Mathieu Delahousse :
retour sur le tournage de la série "Disparition inquiétante"

Mathieu Delahousse, président et fondateur de SECOYA éco-tournage

Accompagnement de la société de production De Caelis lors du tournage de la série "Disparition inquiétante" à Strasbourg (67)

"Il faut prendre les sociétés de production par la main, les accompagner et les conseiller dans chacune de leur démarche."


"Si le tournage est le point qui cristallise la démarche, il n’est pas la partie la plus importante du projet, le développement et la distribution durent parfois des années. Mais lors du tournage, les besoins sont importants, en matière de déplacements, d’alimentation, de fabrication de costumes et de décors… Autant de postes de pollution que de leviers d’action. De la même manière que chez soi on peut consommer autrement, il faut se poser des questions à chaque étape, pour chaque métier.

Appliquer l’éco-responsabilité, c’est penser une production comme une démarche globale, depuis le financement et l’écriture du scénario, jusqu’à sortie en salle, en DVD ou sur plateforme de streaming du film. C’est un changement dans la façon de faire. Un personnage qui doit aller de Marseille à Paris, qu’il prenne le train ou l’avion, le moyen de transport en soi ne transforme pas l’histoire mais transmet en filigrane un message au public. Idem pour un personnage qui jette un papier dans la rue, pourquoi pas dans une poubelle de tri ? Il faut une cohérence, une éthique.

L’accompagnement des productions s’appuie sur notre expérience dans le milieu. J’ai été régisseur pendant 20 ans, et mon associé a exercé le métier 10 ans durant. Après avoir vu le film Demain de Cyril Dion, ce fut le déclic, nous avons créé Secoya. Les outils de sensibilisation existaient déjà : ceux d’Ecoprod. Mais après 10 ans d’existence, le système ne changeait toujours pas. Il ne suffit pas de dire ce qu’il faut faire, il faut prendre les sociétés de production par la main, les accompagner et les conseiller dans chacune de leur démarche pour que cela avance. Nous ne démarchons pas les productions, ce sont elles qui nous sollicitent parce qu’elles ont déjà la volonté d’agir.

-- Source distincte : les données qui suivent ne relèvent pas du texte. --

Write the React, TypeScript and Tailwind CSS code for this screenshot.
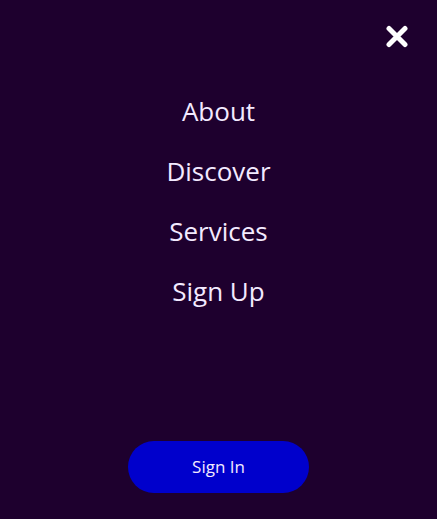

Notre travail se décompose en deux temps. D’abord l’éco-manager cherche et étudie les solutions locales pour l’approvisionnement en ressources, la réduction des déchets, le recyclage. L’éco-manager échange aussi avec les administrations et les autorités pour les sensibiliser à la démarche. Un film éco-responsable profite davantage au territoire puisqu’il s’agit de privilégier les opportunités locales, les entreprises sociales et solidaires du coin, les startups qui ont davantage de capitaux que des grands groupes nationaux ou multinationaux.

Ensuite, un éco-assistant est présent au jour le jour sur le tournage. Il vérifie le bon déroulement de la démarche, il est le référent au quotidien pour toutes les questions pratiques, du choix d’une marque de lessive au tri sélectif. Il s’agit de faire de la pédagogie douce, sans être ni démagogue ni donneur de leçon et encore moins militant ou activiste.

Pour le tournage de l’épisode 2 de "Disparition inquiétante" à Strasbourg, qui a mobilisé une équipe de 40 personnes en moyenne pendant 22 jours, l’entreprise Agrivalor a collecté 418 kg de déchets organiques, qu’elle a transformé en engrais (377 kg) et biogaz (65 m3). Une coopérative de producteurs locaux a alimenté la cantine, une filière a été trouvée pour le recyclage des papiers et cartons, et même pour les mégots, transformés en isolant thermique. Le gobelets et bouteilles ont été remplacés par des gourdes, le café en grains a été privilégié aux capsules. Parce qu’un tournage exemplaire va convaincre, d’autres productions s’engageront et, progressivement, l’impact écologique de la filière diminuera."